Rebekah Nathan, “Community and Diversity”—Nathan’s essay offers an important starting point for getting students to think about the kinds of social groups that exist at universities. Nathan problematizes the existence of a cohesive sense of community that includes diversity on contemporary university campuses. Her argument can allow students to interrogate the concepts of community and diversity at Mizzou and see how student experiences at singular locations can be varied based upon whether one is inside or outside of select “communities,” especially along racial lines, leading to a sense of isolation and frustration.

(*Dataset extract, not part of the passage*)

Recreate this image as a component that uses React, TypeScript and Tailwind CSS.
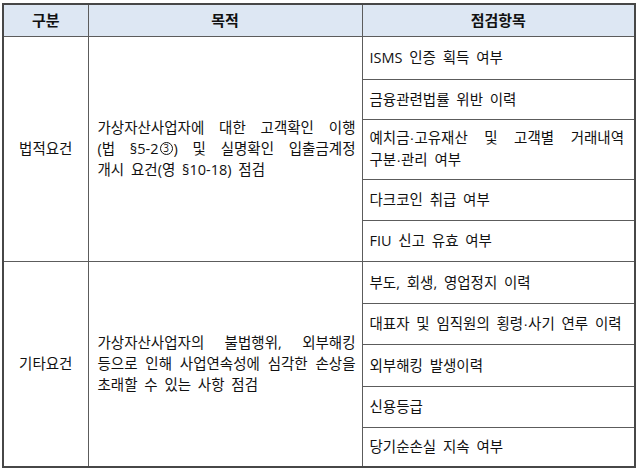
const rightRows = [
  { h: 'h-[43px]', lines: ['ISMS 인증 획득 여부'] },
  { h: 'h-[40px]', lines: ['금융관련법률 위반 이력'] },
  { h: 'h-[60px]', lines: ['예치금·고유재산 및 고객별 거래내역', '구분·관리 여부'] },
  { h: 'h-[41px]', lines: ['다크코인 취급 여부'] },
  { h: 'h-[41px]', lines: ['FIU 신고 유효 여부'] },
  { h: 'h-[42px]', lines: ['부도, 회생, 영업정지 이력'] },
  { h: 'h-[41px]', lines: ['대표자 및 임직원의 횡령·사기 연루 이력'] },
  { h: 'h-[42px]', lines: ['외부해킹 발생이력'] },
  { h: 'h-[41px]', lines: ['신용등급'] },
  { h: 'h-[40px]', lines: ['당기순손실 지속 여부'] },
];

const groups = [
  {
    label: '법적요건',
    purpose: ['가상자산사업자에 대한 고객확인 이행', '(법 §5-2③) 및 실명확인 입출금계정', '개시 요건(영 §10-18) 점검'],
    start: 0,
    count: 5,
  },
  {
    label: '기타요건',
    purpose: ['가상자산사업자의 불법행위, 외부해킹', '등으로 인해 사업연속성에 심각한 손상을', '초래할 수 있는 사항 점검'],
    start: 5,
    count: 5,
  },
];

// ③ drawn as a small ring around the digit; middle dot kept narrow
function Text({ s }: { s: string }) {
  const parts = s.split(/(③|·)/);
  return (
    <>
      {parts.map((p, i) =>
        p === '③' ? (
          <span
            key={i}
            className="inline-flex items-center justify-center w-[13px] h-[13px] mx-[1px] rounded-full border border-[#111] text-[10px] leading-none align-[2px]"
          >
            3
          </span>
        ) : p === '·' ? (
          <span key={i} style={{ fontFamily: '"Liberation Sans", sans-serif' }}>·</span>
        ) : (
          <span key={i}>{p}</span>
        )
      )}
    </>
  );
}

function Lines({ lines }: { lines: string[] }) {
  return (
    <>
      {lines.map((l, i) => (
        <div
          key={i}
          className={
            'whitespace-nowrap ' +
            (i < lines.length - 1 ? 'text-justify [text-align-last:justify]' : '')
          }
        >
          <Text s={l} />
        </div>
      ))}
    </>
  );
}

export default function App() {
  const cell = 'border border-[#5c5c5c]';

  return (
    <div
      className="w-[640px] h-[471px] bg-white pl-[2px] pt-[3px] text-[14.5px] leading-[21px] text-[#111] [word-spacing:3px]"
      style={{ fontFamily: '"Open Sans", "Noto Sans CJK KR", sans-serif' }}
    >
      <table className="w-[632px] table-fixed border-collapse border-2 border-[#474747]">
        <colgroup>
          <col className="w-[85px]" />
          <col className="w-[274px]" />
          <col className="w-[273px]" />
        </colgroup>
        <thead>
          <tr className="h-[32px] bg-[#dde7f3] font-bold">
            <th className={cell + ' text-center text-[15px]'}>구분</th>
            <th className={cell + ' text-center text-[15px]'}>목적</th>
            <th className={cell + ' text-center text-[15px]'}>점검항목</th>
          </tr>
        </thead>
        <tbody>
          {rightRows.map((r, i) => {
            const g = groups.find(gr => gr.start === i);
            return (
              <tr key={i} className={r.h}>
                {g && (
                  <>
                    <td rowSpan={g.count} className={cell + ' text-center align-middle'}>
                      {g.label}
                    </td>
                    <td rowSpan={g.count} className={cell + ' align-middle pl-[9px] pr-[6px]'}>
                      <Lines lines={g.purpose} />
                    </td>
                  </>
                )}
                <td className={cell + ' align-middle pl-[7px] pr-[10px]'}>
                  <Lines lines={r.lines} />
                </td>
              </tr>
            );
          })}
        </tbody>
      </table>
    </div>
  );
}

Nathan Gladwell, “Small Change” —Gladwell’s essay is, of course, one of the most logical choices when approaching any social change movement, especially a movement aimed at combatting discrimination. By comparing the tactics used by activists involved in the Greensboro sit-ins to fairly contemporary social media campaigns, Gladwell determines strong social bonds are required for high-risk activism. His essay provides students with an important vocabulary and set of concepts to approach how the football team at Mizzou was both willing and able to oust a university president.
Jennifer Pozner “Ghetto Bitches, China Dolls, and Cha Cha Divas” —Pozner’s discussion of reality television is a critical piece for introducing students to mass media’s role in perpetuating racial stereotypes and influencing how we talk about race. While many have criticized the Mizzou protestors’ unwillingness to cooperate with the media, Pozner’s essay can allow students to interrogate the social causes for why people of color have reason to be wary of the media and determine ways in which responsible representations can be fostered.
Student protests have continued to spread to other universities, so there will undoubtedly be more opportunities to have important conversations about fostering university communities that provide racial parity and inclusiveness. Other essays that might be of interest are Francis Fukuyama’s “Human Dignity,” which discusses the importance respecting our fellow human beings; or Manuel Muñoz’s “Leave Your Name at the Border,” which might allow students to consider how easily non-white people can be othered and the dehumanizing effects of othering.